“𝘖𝘯𝘦 𝘱𝘦𝘳𝘴𝘰𝘯 𝘤𝘢𝘯 𝘮𝘢𝘬𝘦 𝘢𝘭𝘭 𝘵𝘩𝘦 𝘥𝘪𝘧𝘧𝘦𝘳𝘦𝘯𝘤𝘦.”
Thank you Summit Books for the advanced readers copy via NetGalley and a physical ARC. I find this cover simply stunning. The story? Heavy, but powerful. This one deserves more attention and recognition than it is currently receiving. Note that there is some difficult subject matter, however it is handled in a way that is both gentle yet very honest.

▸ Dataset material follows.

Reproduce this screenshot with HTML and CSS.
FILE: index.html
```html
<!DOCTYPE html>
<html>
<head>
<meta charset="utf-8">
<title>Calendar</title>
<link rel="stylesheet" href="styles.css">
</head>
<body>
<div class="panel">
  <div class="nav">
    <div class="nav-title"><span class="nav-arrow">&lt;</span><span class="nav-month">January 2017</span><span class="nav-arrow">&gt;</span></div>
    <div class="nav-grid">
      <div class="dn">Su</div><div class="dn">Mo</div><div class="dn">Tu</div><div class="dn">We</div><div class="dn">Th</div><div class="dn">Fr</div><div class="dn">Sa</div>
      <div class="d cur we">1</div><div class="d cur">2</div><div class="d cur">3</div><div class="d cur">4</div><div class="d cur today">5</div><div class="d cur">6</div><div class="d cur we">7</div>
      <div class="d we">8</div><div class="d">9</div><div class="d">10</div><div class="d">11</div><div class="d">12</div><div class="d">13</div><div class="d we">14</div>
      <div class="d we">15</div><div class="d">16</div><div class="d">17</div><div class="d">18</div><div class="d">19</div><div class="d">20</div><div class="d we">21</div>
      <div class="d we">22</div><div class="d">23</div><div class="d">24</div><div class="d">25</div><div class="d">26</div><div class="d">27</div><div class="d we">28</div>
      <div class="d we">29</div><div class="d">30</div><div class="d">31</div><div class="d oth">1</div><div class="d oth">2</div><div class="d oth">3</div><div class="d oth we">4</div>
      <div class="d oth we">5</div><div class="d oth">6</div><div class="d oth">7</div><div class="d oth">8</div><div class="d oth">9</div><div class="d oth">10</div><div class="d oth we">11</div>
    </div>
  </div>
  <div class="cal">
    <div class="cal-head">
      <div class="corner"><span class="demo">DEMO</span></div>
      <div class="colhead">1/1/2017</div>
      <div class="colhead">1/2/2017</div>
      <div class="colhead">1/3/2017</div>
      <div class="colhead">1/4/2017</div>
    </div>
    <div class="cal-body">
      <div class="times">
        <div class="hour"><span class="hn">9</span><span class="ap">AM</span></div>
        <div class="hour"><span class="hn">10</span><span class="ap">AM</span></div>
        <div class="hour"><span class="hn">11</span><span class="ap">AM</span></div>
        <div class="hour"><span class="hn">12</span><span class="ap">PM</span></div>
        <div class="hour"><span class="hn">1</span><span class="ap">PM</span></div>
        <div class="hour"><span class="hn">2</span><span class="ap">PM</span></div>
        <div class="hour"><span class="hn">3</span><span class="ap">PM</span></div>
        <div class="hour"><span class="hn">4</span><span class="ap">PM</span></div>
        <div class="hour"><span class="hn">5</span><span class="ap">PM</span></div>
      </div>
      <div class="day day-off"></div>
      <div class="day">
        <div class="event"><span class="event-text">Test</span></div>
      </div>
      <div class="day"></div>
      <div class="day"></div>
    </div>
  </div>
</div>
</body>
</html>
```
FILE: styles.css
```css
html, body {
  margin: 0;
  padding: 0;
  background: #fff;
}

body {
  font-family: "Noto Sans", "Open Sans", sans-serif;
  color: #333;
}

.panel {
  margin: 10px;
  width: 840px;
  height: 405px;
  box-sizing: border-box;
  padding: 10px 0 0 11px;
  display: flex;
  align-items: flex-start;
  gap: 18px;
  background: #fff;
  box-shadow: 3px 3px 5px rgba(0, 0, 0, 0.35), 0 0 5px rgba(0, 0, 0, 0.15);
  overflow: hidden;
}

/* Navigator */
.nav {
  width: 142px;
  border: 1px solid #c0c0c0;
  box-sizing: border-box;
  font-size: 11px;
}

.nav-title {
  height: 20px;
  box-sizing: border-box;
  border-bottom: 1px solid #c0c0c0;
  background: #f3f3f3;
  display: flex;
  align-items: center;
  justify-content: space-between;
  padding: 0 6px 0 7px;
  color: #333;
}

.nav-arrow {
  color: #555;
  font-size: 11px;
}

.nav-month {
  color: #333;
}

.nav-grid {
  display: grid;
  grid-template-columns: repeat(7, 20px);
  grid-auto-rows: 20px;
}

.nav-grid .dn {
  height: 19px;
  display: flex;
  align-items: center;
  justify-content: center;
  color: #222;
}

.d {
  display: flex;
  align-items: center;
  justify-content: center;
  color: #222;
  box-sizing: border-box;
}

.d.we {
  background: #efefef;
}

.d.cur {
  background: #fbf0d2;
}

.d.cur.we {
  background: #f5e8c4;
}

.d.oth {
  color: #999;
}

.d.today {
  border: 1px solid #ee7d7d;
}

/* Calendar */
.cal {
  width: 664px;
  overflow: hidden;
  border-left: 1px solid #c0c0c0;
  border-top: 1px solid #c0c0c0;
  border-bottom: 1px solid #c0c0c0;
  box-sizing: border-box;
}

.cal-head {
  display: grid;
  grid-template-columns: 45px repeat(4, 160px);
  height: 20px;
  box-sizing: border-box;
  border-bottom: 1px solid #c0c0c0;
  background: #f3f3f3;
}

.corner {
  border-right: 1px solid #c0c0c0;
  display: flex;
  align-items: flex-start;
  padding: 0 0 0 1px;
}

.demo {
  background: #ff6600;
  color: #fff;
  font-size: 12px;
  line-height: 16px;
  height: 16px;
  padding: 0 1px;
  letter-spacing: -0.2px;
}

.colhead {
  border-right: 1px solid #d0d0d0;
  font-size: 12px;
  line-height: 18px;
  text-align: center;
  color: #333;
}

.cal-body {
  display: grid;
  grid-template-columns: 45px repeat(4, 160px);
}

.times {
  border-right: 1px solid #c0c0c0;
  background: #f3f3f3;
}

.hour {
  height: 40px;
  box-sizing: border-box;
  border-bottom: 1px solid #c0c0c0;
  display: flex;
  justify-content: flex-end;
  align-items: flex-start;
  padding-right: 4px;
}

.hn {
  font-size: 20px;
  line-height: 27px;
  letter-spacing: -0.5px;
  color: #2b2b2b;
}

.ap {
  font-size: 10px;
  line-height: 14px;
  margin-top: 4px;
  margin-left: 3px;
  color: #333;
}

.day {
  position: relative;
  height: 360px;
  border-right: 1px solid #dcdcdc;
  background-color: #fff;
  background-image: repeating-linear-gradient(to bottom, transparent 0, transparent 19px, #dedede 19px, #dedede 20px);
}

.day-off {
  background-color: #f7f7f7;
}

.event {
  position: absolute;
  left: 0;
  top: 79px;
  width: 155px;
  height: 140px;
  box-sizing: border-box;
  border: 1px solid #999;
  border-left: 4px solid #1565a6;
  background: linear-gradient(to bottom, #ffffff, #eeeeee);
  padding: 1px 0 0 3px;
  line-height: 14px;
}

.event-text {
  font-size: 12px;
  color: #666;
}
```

For all my fellow literary lovers, especially when it includes multicultural aspects, this is one to pick up and savor. I went through this significantly slower than my norm but it’s not because I wasn’t interested. It is quite bold and raw in the ways it addresses womanhood, motherhood, religion, class, culture, boundaries, marriage and family, loyalty, purpose, hope, and survival in a dangerous land, literally as well as psychologically, emotionally, socially.
I am blown away that this is a debut but truly by this story. It slowly weaves these five women together yet I never felt the pace itself to be slow, likely because the “chapters” are short, alternating between all five. We witness their fragility as well as their strength; the ways they are forced to compromise in order to survive, and how their circumstances change them, sometimes not for the better. What I also found stunning was the way that Ogrodnik both subtly and blatantly exposes the ways women can either build one another up or be their greatest destroyer. The suspense and tension in this novel, for each of the five women, grew and grew, and Dounia and Flora specifically - oh my heart!
This is one of the most tense and best books I’ve read all year (Summit is 2 for 2 for me this year with their new releases, Maggie is the other!). I was moved, captivated, frustrated, angered, educated, heartbroken, and I know it’ll be one I will revisit again and again. I highly recommend! Content includes loss of children, forced marriage, violence (flogging, public torture, various punishment methods), attempted rape (vague), and suicide.